*YOUR TASK*
Search the material below for the string "components" and extract each line that has it.

*RECORDS FOR PROCESSING*
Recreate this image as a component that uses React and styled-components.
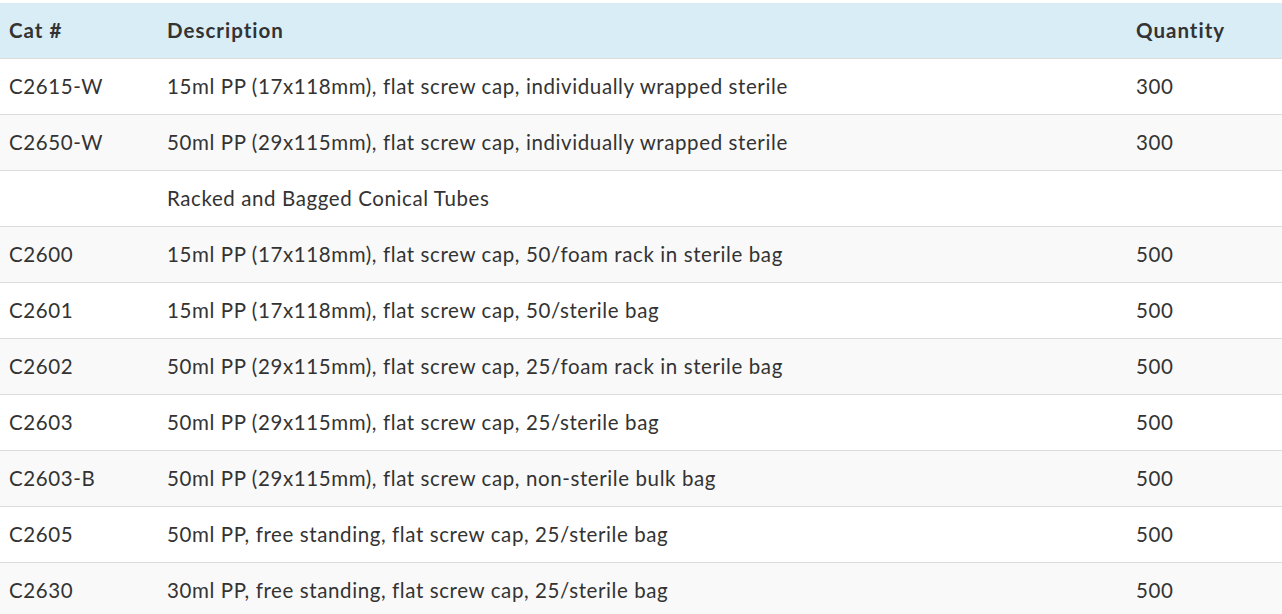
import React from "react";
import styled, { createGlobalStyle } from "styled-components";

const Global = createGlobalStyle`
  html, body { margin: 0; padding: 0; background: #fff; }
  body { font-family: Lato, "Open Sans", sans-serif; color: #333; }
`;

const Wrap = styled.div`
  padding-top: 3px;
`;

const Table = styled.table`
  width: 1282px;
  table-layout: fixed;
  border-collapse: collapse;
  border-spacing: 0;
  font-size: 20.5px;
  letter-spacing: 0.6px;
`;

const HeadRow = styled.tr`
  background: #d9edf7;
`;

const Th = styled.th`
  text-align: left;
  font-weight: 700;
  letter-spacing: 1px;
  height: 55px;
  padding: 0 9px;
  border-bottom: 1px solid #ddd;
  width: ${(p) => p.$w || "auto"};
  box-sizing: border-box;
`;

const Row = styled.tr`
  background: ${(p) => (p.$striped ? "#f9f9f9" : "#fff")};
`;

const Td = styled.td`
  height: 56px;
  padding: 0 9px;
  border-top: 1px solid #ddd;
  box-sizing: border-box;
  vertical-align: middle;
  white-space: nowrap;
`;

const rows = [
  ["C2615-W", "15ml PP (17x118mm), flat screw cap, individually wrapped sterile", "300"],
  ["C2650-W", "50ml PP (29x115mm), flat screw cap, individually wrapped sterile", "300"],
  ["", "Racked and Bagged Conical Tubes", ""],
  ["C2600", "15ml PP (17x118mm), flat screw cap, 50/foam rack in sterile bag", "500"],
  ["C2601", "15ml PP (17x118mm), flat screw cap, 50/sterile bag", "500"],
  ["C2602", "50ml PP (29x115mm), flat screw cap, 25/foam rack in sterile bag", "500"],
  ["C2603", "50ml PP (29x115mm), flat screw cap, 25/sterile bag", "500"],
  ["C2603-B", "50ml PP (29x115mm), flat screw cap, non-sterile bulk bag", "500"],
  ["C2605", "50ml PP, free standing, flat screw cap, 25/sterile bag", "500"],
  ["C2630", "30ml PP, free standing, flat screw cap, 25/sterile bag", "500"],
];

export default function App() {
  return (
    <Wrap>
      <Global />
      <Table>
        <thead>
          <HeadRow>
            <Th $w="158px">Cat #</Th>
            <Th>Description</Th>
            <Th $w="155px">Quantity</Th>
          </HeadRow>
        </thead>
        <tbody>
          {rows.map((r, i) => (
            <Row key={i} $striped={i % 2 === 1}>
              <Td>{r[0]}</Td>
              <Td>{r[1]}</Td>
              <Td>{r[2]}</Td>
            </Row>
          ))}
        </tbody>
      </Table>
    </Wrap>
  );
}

* * *

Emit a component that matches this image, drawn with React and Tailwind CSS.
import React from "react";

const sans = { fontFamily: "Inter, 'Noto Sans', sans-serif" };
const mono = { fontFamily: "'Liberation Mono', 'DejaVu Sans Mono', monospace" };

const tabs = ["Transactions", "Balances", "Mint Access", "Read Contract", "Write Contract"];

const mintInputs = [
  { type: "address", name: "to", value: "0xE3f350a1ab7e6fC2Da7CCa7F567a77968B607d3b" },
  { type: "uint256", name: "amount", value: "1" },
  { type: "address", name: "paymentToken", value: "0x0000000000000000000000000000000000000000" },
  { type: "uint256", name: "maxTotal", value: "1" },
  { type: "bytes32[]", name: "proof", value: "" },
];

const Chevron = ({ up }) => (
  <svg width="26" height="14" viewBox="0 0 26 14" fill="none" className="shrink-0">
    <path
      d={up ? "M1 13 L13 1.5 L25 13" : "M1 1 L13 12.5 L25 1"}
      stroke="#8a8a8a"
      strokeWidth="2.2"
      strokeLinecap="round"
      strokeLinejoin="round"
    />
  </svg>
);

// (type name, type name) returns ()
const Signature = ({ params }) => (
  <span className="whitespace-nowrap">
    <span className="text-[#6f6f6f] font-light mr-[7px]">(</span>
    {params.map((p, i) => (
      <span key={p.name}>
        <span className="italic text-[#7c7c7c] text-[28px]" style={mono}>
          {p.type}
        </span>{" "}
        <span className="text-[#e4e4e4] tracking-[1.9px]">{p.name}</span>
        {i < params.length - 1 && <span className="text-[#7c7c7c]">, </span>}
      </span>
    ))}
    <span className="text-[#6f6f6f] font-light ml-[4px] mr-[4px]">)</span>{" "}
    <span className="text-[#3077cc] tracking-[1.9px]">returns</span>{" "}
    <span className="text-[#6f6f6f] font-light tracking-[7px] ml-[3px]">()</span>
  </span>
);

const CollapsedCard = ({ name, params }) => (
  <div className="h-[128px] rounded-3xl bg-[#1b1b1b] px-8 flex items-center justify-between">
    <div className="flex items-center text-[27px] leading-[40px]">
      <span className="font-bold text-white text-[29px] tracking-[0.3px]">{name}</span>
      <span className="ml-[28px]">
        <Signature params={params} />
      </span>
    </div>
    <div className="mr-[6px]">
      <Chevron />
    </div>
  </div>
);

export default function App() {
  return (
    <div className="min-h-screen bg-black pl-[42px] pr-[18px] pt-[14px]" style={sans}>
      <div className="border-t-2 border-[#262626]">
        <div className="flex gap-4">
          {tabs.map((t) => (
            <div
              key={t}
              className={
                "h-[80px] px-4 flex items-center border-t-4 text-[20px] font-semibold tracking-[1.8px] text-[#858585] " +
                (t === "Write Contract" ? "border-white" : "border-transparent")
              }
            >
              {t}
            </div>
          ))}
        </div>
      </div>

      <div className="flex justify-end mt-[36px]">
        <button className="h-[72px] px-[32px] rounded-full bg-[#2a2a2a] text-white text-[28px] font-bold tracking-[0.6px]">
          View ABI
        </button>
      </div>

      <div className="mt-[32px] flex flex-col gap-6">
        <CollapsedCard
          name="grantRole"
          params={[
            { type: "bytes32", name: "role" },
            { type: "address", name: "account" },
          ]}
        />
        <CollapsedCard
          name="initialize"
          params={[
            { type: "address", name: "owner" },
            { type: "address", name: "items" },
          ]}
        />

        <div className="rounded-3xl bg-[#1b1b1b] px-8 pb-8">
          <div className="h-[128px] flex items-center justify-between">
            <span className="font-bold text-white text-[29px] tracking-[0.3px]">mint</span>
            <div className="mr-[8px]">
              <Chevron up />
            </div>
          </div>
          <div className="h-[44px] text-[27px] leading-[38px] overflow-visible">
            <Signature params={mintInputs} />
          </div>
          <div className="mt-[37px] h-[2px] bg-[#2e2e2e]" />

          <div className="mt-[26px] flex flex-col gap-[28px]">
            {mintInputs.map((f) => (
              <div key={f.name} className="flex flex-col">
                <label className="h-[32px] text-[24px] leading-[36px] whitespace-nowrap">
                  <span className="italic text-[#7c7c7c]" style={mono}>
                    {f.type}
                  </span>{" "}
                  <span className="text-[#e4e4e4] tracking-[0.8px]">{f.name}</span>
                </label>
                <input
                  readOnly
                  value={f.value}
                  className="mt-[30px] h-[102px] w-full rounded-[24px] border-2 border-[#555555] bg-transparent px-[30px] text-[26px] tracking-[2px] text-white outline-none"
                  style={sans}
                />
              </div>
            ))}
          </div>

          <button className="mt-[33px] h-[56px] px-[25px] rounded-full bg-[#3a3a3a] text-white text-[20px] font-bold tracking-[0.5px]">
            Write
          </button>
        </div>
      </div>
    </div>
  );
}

==

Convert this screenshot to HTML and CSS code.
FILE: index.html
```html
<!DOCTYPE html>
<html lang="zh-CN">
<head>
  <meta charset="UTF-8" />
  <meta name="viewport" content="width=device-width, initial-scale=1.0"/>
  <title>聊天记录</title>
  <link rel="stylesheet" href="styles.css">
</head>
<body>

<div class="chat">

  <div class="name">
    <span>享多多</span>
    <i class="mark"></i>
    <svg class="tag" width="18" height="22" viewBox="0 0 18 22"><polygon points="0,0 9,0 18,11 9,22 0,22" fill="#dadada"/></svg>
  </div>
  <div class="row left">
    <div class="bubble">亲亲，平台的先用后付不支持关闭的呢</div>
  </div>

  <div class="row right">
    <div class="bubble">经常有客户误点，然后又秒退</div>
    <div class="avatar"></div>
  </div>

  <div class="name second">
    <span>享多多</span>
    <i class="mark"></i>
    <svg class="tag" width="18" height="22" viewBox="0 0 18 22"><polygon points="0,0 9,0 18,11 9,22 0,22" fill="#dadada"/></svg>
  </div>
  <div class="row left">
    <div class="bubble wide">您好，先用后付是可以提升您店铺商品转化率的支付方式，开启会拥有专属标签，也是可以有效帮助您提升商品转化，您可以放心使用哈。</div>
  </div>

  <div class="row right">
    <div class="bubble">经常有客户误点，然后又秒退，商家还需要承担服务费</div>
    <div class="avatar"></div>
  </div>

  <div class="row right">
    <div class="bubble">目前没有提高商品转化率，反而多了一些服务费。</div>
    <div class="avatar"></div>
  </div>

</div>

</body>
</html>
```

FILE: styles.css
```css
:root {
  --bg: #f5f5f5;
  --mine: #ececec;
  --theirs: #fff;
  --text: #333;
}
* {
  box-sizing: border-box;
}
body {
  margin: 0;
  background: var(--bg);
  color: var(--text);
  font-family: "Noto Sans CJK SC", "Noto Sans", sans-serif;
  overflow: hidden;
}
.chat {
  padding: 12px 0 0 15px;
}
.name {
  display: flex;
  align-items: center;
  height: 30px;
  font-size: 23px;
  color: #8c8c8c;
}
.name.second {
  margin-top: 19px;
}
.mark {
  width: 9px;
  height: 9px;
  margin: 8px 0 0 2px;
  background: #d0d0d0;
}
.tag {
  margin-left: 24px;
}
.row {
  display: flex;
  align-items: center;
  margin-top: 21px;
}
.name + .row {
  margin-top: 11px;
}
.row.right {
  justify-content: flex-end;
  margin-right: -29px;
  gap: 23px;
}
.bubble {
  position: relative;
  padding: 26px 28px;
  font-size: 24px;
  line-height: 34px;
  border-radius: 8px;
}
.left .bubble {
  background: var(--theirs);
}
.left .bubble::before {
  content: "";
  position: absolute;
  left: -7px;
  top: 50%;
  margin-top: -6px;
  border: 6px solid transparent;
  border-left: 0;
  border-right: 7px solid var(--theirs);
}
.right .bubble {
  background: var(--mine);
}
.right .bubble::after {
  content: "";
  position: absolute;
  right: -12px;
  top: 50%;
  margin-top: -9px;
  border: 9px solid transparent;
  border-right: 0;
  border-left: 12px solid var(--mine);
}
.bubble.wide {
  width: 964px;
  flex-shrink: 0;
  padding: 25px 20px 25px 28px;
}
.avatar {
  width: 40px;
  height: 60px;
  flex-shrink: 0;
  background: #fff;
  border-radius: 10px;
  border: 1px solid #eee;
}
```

*WRITTEN SOLUTION*
Recreate this image as a component that uses React and styled-components.
import styled, { createGlobalStyle } from "styled-components";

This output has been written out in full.